Student debt accounts for one of the largest percentages of total American fiscal debt in these United States. It’s quite imposing, and because of that, many might feel they can’t pay it off. In some cases, some just outright won’t. For the most part though, it’s generally economic hardship and the daunting prospect of paying off such a large sum that makes many shudder, and even though there are generous payment plans, some think ignoring is the best solution.
Last week, one Paul Aker showed up on the news referencing his call to arrest because he didn’t pay back student loans (of 30 years in age too). Shocked, of course, this lead to an appearance on FOX news discussing his situation. A scary prospect indeed, because many young Americans face problems with student debt. Aker though is an example of what happens when you ignore the system entirely, and the following consequences of refusing to pay back loans.
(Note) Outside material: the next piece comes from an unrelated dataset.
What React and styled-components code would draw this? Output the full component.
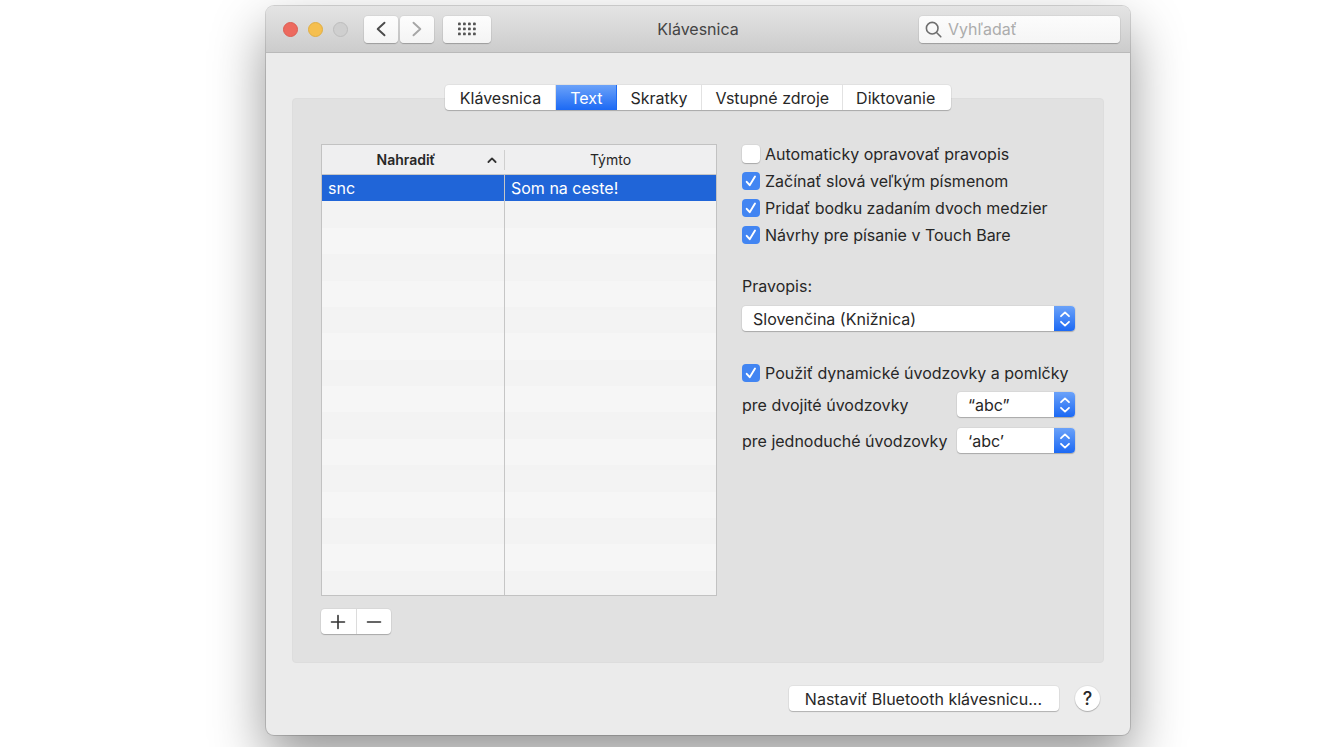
import React, { useState } from "react";
import styled, { createGlobalStyle, css } from "styled-components";

const GlobalStyle = createGlobalStyle`
  * { box-sizing: border-box; }
  body {
    margin: 0;
    background: #fff;
    color: #272727;
    font-family: Inter, "Liberation Sans", sans-serif;
    font-size: 16px;
    line-height: 20px;
  }
  button, input, select { font: inherit; color: inherit; margin: 0; }
`;

const raised = css`
  border: 0;
  background: #fff;
  box-shadow: 0 0 0 1px rgba(0, 0, 0, 0.04), 0 1px 1px rgba(0, 0, 0, 0.22);
`;

const Page = styled.div`
  min-height: 100vh;
  padding: 6px 0 12px 68px;
  overflow: hidden;
`;

const Window = styled.main`
  width: 100%;
  max-width: 864px;
  margin: 0 auto;
  border-radius: 8px;
  background: #ebebeb;
  box-shadow: 0 0 0 1px rgba(0, 0, 0, 0.15), 0 24px 54px rgba(0, 0, 0, 0.42);
`;

const TitleBar = styled.header`
  display: grid;
  grid-template-columns: 1fr auto 1fr;
  align-items: center;
  height: 47px;
  padding: 0 10px;
  border-bottom: 1px solid #b9b9b9;
  border-radius: 8px 8px 0 0;
  background: linear-gradient(#e4e4e4, #cccccc);
`;

const Title = styled.h1`
  margin: 0;
  font-size: 16px;
  font-weight: 400;
  color: #444;
`;

const Controls = styled.div`
  display: flex;
  align-items: center;
  padding-left: 7px;
`;

const Lights = styled.div`
  display: flex;
  gap: 10px;
  margin-right: 16px;
`;

const Light = styled.button`
  width: 15px;
  height: 15px;
  padding: 0;
  border: 1px solid ${(p) => p.$edge};
  border-radius: 50%;
  background: ${(p) => p.$fill};
`;

const ToolButton = styled.button`
  ${raised}
  display: grid;
  place-items: center;
  width: ${(p) => (p.$wide ? 48 : 34)}px;
  height: 27px;
  margin-left: ${(p) => p.$gap || 0}px;
  padding: 0;
  border-radius: 4px;
  background: linear-gradient(#fdfdfd, #f4f4f4);
`;

const Search = styled.label`
  ${raised}
  justify-self: end;
  display: flex;
  align-items: center;
  gap: 6px;
  width: 201px;
  max-width: 100%;
  height: 27px;
  padding: 0 6px;
  border-radius: 4px;
  background: linear-gradient(#fcfcfc, #f5f5f5);
`;

const SearchInput = styled.input`
  flex: 1;
  min-width: 0;
  padding: 0;
  border: 0;
  outline: 0;
  background: none;
  &::placeholder { color: #acacac; opacity: 1; }
`;

const Body = styled.div`
  padding: 32px 26px 24px;
`;

const Tabs = styled.div`
  ${raised}
  position: relative;
  display: flex;
  width: fit-content;
  height: 25px;
  margin: 0 auto -12px;
  border-radius: 4px;
`;

const Tab = styled.button`
  padding: 0 13px 0 14px;
  border: 0;
  border-right: 1px solid #e2e2e2;
  background: none;
  white-space: nowrap;
  &:first-child { padding: 0 14px 0 15px; border-radius: 4px 0 0 4px; }
  &:last-child { padding: 0 16px 0 13px; border-right: 0; border-radius: 0 4px 4px 0; }
  ${(p) => p.$active && css`
    border-color: #1d6af3;
    background: linear-gradient(#6ba2f9, #1c69f4);
    color: #fff;
  `}
`;

const Panel = styled.section`
  display: flex;
  gap: 25px;
  padding: 45px 28px 28px;
  border: 1px solid #dddddd;
  border-radius: 4px;
  background: #e1e1e1;
`;

const TableSide = styled.div`
  flex: 396 1 0;
  min-width: 0;
`;

const Table = styled.table`
  width: 100%;
  height: 452px;
  border: 1px solid #c2c2c2;
  border-collapse: separate;
  border-spacing: 0;
  table-layout: fixed;
  background: #f6f6f6;
`;

const HeadCell = styled.th`
  width: ${(p) => p.$width || "auto"};
  height: 30px;
  padding: 0;
  border-bottom: 1px solid #c6c6c6;
  background: #efeff0;
  font-size: 14px;
  font-weight: ${(p) => (p.$sorted ? 600 : 400)};
`;

const HeadInner = styled.div`
  display: grid;
  grid-template-columns: ${(p) => (p.$sorted ? "10px 1fr 24px" : "24px 1fr 24px")};
  align-items: center;
  justify-items: center;
  height: 20px;
  border-right: ${(p) => (p.$sorted ? "1px solid #cfcfcf" : "0")};
`;

const HeadText = styled.span`
  grid-column: 2;
`;

const Row = styled.tr`
  height: ${(p) => (p.$last ? 24 : 26)}px;
  background: ${(p) => (p.$selected ? "#2065d8" : "#f6f6f6")};
  color: ${(p) => (p.$selected ? "#fff" : "inherit")};
  &:nth-child(even) { background: #f3f3f3; }
`;

const Cell = styled.td`
  padding: 0 6px;
  line-height: 20px;
  &:first-child { border-right: 1px solid #c6c6c6; }
`;

const Stepper = styled.div`
  ${raised}
  display: flex;
  width: 70px;
  height: 25px;
  margin-top: 13px;
  border-radius: 4px;
`;

const StepButton = styled.button`
  flex: 1;
  display: grid;
  place-items: center;
  padding: 0;
  border: 0;
  background: none;
  & + & { border-left: 1px solid #dcdcdc; }
`;

const Form = styled.form`
  flex: 333 1 0;
  min-width: 0;
`;

const Checks = styled.div`
  display: flex;
  flex-direction: column;
  gap: 7px;
  margin-bottom: 31px;
`;

const CheckLabel = styled.label`
  display: flex;
  align-items: center;
  gap: 5px;
  height: 20px;
  white-space: nowrap;
`;

const CheckBox = styled.span`
  display: grid;
  width: 18px;
  height: 18px;
  & > * { grid-area: 1 / 1; place-self: center; }
  & > svg { pointer-events: none; }
`;

const CheckInput = styled.input`
  ${raised}
  appearance: none;
  width: 18px;
  height: 18px;
  border-radius: 4px;
  &:checked {
    background: #4285f2;
    box-shadow: none;
  }
  &:not(:checked) + svg { display: none; }
`;

const FieldLabel = styled.label`
  display: block;
  white-space: nowrap;
`;

const SelectBox = styled.span`
  ${raised}
  display: flex;
  width: ${(p) => p.$width};
  height: 25px;
  margin: ${(p) => p.$margin || 0};
  border-radius: 4px;
  position: relative;
`;

const SelectInput = styled.select`
  appearance: none;
  width: 100%;
  padding: 0 30px 0 11px;
  border: 0;
  border-radius: 4px;
  background: none;
`;

const Arrows = styled.span`
  position: absolute;
  inset: 0 0 0 auto;
  display: grid;
  place-items: center;
  width: 21px;
  border-radius: 0 4px 4px 0;
  background: linear-gradient(#6ba2f9, #1c69f4);
  pointer-events: none;
`;

const Quotes = styled.div`
  display: grid;
  gap: 11px;
  margin-top: 9px;
`;

const QuoteRow = styled.div`
  display: flex;
  align-items: center;
  justify-content: space-between;
`;

const Footer = styled.footer`
  display: flex;
  justify-content: flex-end;
  gap: 16px;
  padding: 23px 4px 0;
`;

const PushButton = styled.button`
  ${raised}
  height: 25px;
  padding: 0 17px 0 16px;
  border-radius: 4px;
`;

const HelpButton = styled.button`
  ${raised}
  width: 25px;
  height: 25px;
  padding: 0;
  border-radius: 50%;
  font-size: 18px;
  font-weight: 500;
`;

const Stroke = ({ w, h, d, color = "#333", width = 2 }) => (
  <svg width={w} height={h} viewBox={`0 0 ${w} ${h}`} fill="none" stroke={color}
    strokeWidth={width} strokeLinecap="round" strokeLinejoin="round" aria-hidden="true">
    <path d={d} />
  </svg>
);

const GridIcon = () => (
  <svg width="20" height="14" viewBox="0 0 20 14" fill="#555" aria-hidden="true">
    {[0, 1, 2].map((r) => [0, 1, 2, 3].map((c) => (
      <rect key={`${r}${c}`} x={1 + c * 5} y={0.5 + r * 5} width="2.8" height="2.8" rx="0.9" />
    )))}
  </svg>
);

function Check({ children, checked = false }) {
  return (
    <CheckLabel>
      <CheckBox>
        <CheckInput type="checkbox" defaultChecked={checked} />
        <Stroke w={18} h={18} d="M4.7 9.8 7.7 13.2 13 4.6" color="#fff" width={1.9} />
      </CheckBox>
      {children}
    </CheckLabel>
  );
}

function Select({ id, value, width, margin }) {
  return (
    <SelectBox $width={width} $margin={margin}>
      <SelectInput id={id} defaultValue={value}>
        <option>{value}</option>
      </SelectInput>
      <Arrows>
        <Stroke w={12} h={18} d="M2 6.2 6 2.4 10 6.2M2 11.8 6 15.6 10 11.8" color="#fff" width={1.8} />
      </Arrows>
    </SelectBox>
  );
}

const tabs = ["Klávesnica", "Text", "Skratky", "Vstupné zdroje", "Diktovanie"];
const emptyRows = Array.from({ length: 15 }, (_, i) => i);

export default function App() {
  const [tab, setTab] = useState("Text");
  return (
    <Page>
      <GlobalStyle />
      <Window>
        <TitleBar>
          <Controls>
            <Lights>
              <Light aria-label="Zavrieť" $fill="#ed6a5f" $edge="#dc5d53" />
              <Light aria-label="Minimalizovať" $fill="#f5bf4f" $edge="#e0ae44" />
              <Light aria-label="Zväčšiť" $fill="#cfcfcf" $edge="#bdbdbd" />
            </Lights>
            <ToolButton aria-label="Späť">
              <Stroke w={10} h={16} d="M8.5 1.7 1.7 8 8.5 14.3" color="#4a4a4a" width={1.9} />
            </ToolButton>
            <ToolButton aria-label="Dopredu" $gap={2}>
              <Stroke w={10} h={16} d="M1.5 1.7 8.3 8 1.5 14.3" color="#a6a6a6" width={1.9} />
            </ToolButton>
            <ToolButton aria-label="Zobraziť všetko" $wide $gap={9}>
              <GridIcon />
            </ToolButton>
          </Controls>
          <Title>Klávesnica</Title>
          <Search>
            <Stroke w={17} h={17} d="M13 7.2A5.8 5.8 0 1 1 1.4 7.2 5.8 5.8 0 0 1 13 7.2M11.5 11.5 15.8 15.8" color="#6e6e6e" width={1.6} />
            <SearchInput type="search" placeholder="Vyhľadať" aria-label="Vyhľadať" />
          </Search>
        </TitleBar>
        <Body>
          <Tabs role="tablist">
            {tabs.map((t) => (
              <Tab key={t} role="tab" aria-selected={t === tab} $active={t === tab} onClick={() => setTab(t)}>
                {t}
              </Tab>
            ))}
          </Tabs>
          <Panel>
            <TableSide>
              <Table>
                <thead>
                  <tr>
                    <HeadCell $sorted $width="183px" aria-sort="ascending">
                      <HeadInner $sorted>
                        <HeadText>Nahradiť</HeadText>
                        <Stroke w={10} h={8} d="M1.4 6 5 2.4 8.6 6" width={1.8} />
                      </HeadInner>
                    </HeadCell>
                    <HeadCell>
                      <HeadInner><HeadText>Týmto</HeadText></HeadInner>
                    </HeadCell>
                  </tr>
                </thead>
                <tbody>
                  <Row $selected>
                    <Cell>snc</Cell>
                    <Cell>Som na ceste!</Cell>
                  </Row>
                  {emptyRows.map((i) => (
                    <Row key={i} $last={i === 14}><Cell /><Cell /></Row>
                  ))}
                </tbody>
              </Table>
              <Stepper>
                <StepButton aria-label="Pridať">
                  <Stroke w={16} h={16} d="M8 1.5V14.5M1.5 8H14.5" width={1.6} />
                </StepButton>
                <StepButton aria-label="Odstrániť">
                  <Stroke w={16} h={16} d="M1.5 8H14.5" width={1.6} />
                </StepButton>
              </Stepper>
            </TableSide>
            <Form>
              <Checks>
                <Check>Automaticky opravovať pravopis</Check>
                <Check checked>Začínať slová veľkým písmenom</Check>
                <Check checked>Pridať bodku zadaním dvoch medzier</Check>
                <Check checked>Návrhy pre písanie v Touch Bare</Check>
              </Checks>
              <FieldLabel htmlFor="spelling">Pravopis:</FieldLabel>
              <Select id="spelling" value="Slovenčina (Knižnica)" width="100%" margin="10px 0 32px" />
              <Check checked>Použiť dynamické úvodzovky a pomlčky</Check>
              <Quotes>
                <QuoteRow>
                  <FieldLabel htmlFor="double">pre dvojité úvodzovky</FieldLabel>
                  <Select id="double" value="“abc”" width="118px" />
                </QuoteRow>
                <QuoteRow>
                  <FieldLabel htmlFor="single">pre jednoduché úvodzovky</FieldLabel>
                  <Select id="single" value="‘abc’" width="118px" />
                </QuoteRow>
              </Quotes>
            </Form>
          </Panel>
          <Footer>
            <PushButton>Nastaviť Bluetooth klávesnicu...</PushButton>
            <HelpButton aria-label="Pomocník">?</HelpButton>
          </Footer>
        </Body>
      </Window>
    </Page>
  );
}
It should be understood a few things can and can’t happen. Firstly, while one cannot go to jail for not paying a student loan, not paying still puts them in debt. As such, this may lead to a court order to appear before a judge because of said debt, and NOT appearing is what may cause jail time.
What happens before then is generally a lengthy list of the government attempting to collect on defaulted debt. It should be noted students will have many, many options to repay their loans before this, and often (so long as it isn’t a private loan) the methods are very forgiving. However, refusing this leads to the some unfavorable results.
Students must realize their wages can be garnished if they’re employed. A garnishment not only harms your credit, but takes a percentage value of earned income. Well, what if you don’t work? Assuming you haven’t worked out a plan with the government on repayment, other sources of income can be garnished too, like social security. Social security is often had because of extreme circumstances, so losing money here is also bad.
If these options don’t work, the government may be forced to file a lawsuit in a general last attempt to collect debt. Considering the cost behind collecting debt, it’s a last step, but a severe one nonetheless.
Students should always understand the reality of debt, which unfortunately isn’t stressed as much as it should be. There are always plans to consolidate loans or base them on income in times of hardship, but outright ignoring the situation doesn’t work out. Just ask Paul Aker!